One said to Place One, and the other, Place Two.
So the Zoad had to make up his mind what to do.
Well…the Zoad scratched his head, and his chin and his pants, 
And he said to himself, “I’ll be taking a chance...”
(Dr Suess)
I am the archetypal middle aged guy.
I have started to take myself too seriously, something that should not be possible for someone with a shiny head smoothed by the slipstream of life, five toed shoes and Austin Powers glasses. Here I am, weathered like rocks hollowed out by wind and dust over the millennia, with my hard granite dome, a man Matopas. I should be wiser, but I’m only more foolish.
It snowed here on Sunday so I went out in my Vibrams to enjoy the experience.
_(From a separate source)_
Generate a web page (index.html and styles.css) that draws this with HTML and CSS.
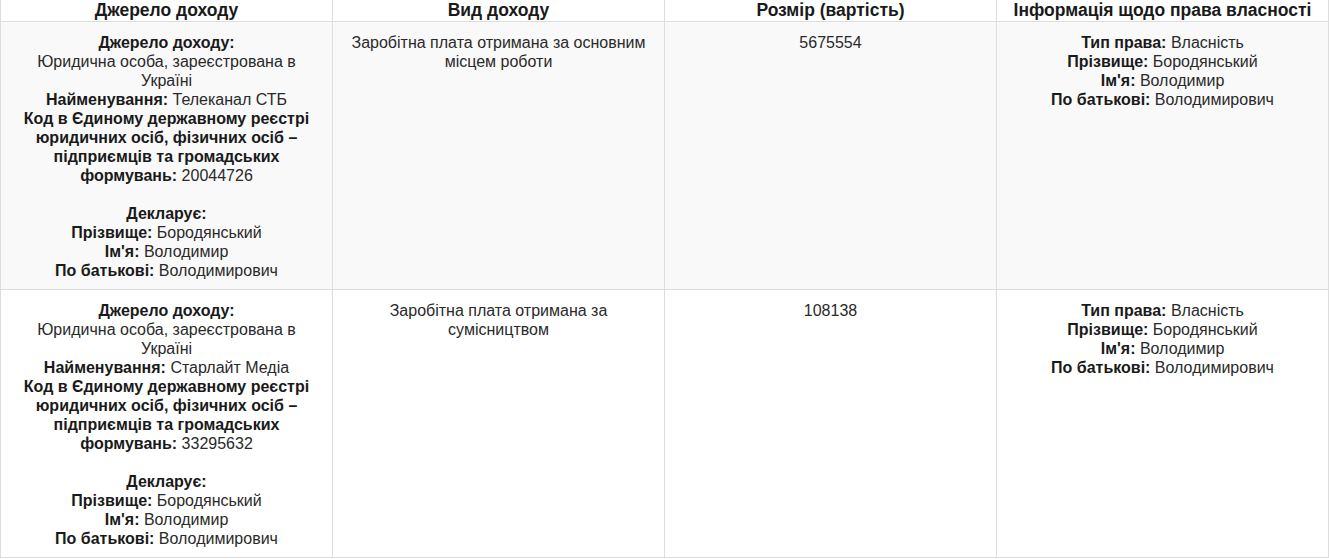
FILE: index.html
```html
<!DOCTYPE html>
<html lang="uk">
<head>
<meta charset="utf-8">
<link rel="stylesheet" href="styles.css">
</head>
<body>
<table class="income">
  <thead>
    <tr>
      <th>Джерело доходу</th>
      <th>Вид доходу</th>
      <th>Розмір (вартість)</th>
      <th>Інформація щодо права власності</th>
    </tr>
  </thead>
  <tbody>
    <tr class="odd">
      <td>
        <b>Джерело доходу:</b><br>Юридична особа, зареєстрована в Україні<br>
        <b>Найменування:</b> Телеканал СТБ<br>
        <b>Код в Єдиному державному реєстрі юридичних осіб, фізичних осіб – підприємців та громадських формувань:</b> 20044726<br><br>
        <b>Декларує:</b><br>
        <b>Прізвище:</b> Бородянський<br>
        <b>Ім'я:</b> Володимир<br>
        <b>По батькові:</b> Володимирович
      </td>
      <td>Заробітна плата отримана за основним місцем роботи</td>
      <td>5675554</td>
      <td>
        <b>Тип права:</b> Власність<br>
        <b>Прізвище:</b> Бородянський<br>
        <b>Ім'я:</b> Володимир<br>
        <b>По батькові:</b> Володимирович
      </td>
    </tr>
    <tr>
      <td>
        <b>Джерело доходу:</b><br>Юридична особа, зареєстрована в Україні<br>
        <b>Найменування:</b> Старлайт Медіа<br>
        <b>Код в Єдиному державному реєстрі юридичних осіб, фізичних осіб – підприємців та громадських формувань:</b> 33295632<br><br>
        <b>Декларує:</b><br>
        <b>Прізвище:</b> Бородянський<br>
        <b>Ім'я:</b> Володимир<br>
        <b>По батькові:</b> Володимирович
      </td>
      <td>Заробітна плата отримана за сумісництвом</td>
      <td>108138</td>
      <td>
        <b>Тип права:</b> Власність<br>
        <b>Прізвище:</b> Бородянський<br>
        <b>Ім'я:</b> Володимир<br>
        <b>По батькові:</b> Володимирович
      </td>
    </tr>
  </tbody>
</table>
</body>
</html>
```

FILE: styles.css
```css
html, body {
  margin: 0;
  padding: 0;
  background: #fff;
}
body {
  font-family: "Liberation Sans", Arial, sans-serif;
  font-size: 16px;
  line-height: 19px;
  color: #2a2a2a;
}
.income {
  width: 100%;
  border-collapse: collapse;
  table-layout: fixed;
}
.income th,
.income td {
  border: 1px solid #ddd;
  text-align: center;
  vertical-align: top;
  padding: 11px 12px 9px;
}
.income th {
  font-size: 17.5px;
  font-weight: bold;
  color: #1a1a1a;
  line-height: 21px;
  padding: 0 8px;
  border-top: none;
}
.income b {
  color: #1a1a1a;
}
.income tr.odd td {
  background: #f9f9f9;
}
```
I don’t want to call it a zen run because that is the type of serious middle aged post hippy shit I’m trying to avoid but that is exactly what it was. It was a zen run in the wind and the snow and bursting with the solitude I crave. I was a lonely flyspeck on the earth, shuffling along in my blue Norwegian jacket, the manufacturers label worn off by the friction of a thousand miles, creased like the face of an angry god but still keeping me dry and warm despite this.
It was not a training run at all - which I’ve had precious few of recently. I’m no longer a mileage whore having mellowed and allowed my running to subside into something altogether shorter and more sedate. This was a lekker, maar stadig run with lots of pauses for photography or standing in the stillness and the quiet, alone and waiting for the whisper of the still small voice.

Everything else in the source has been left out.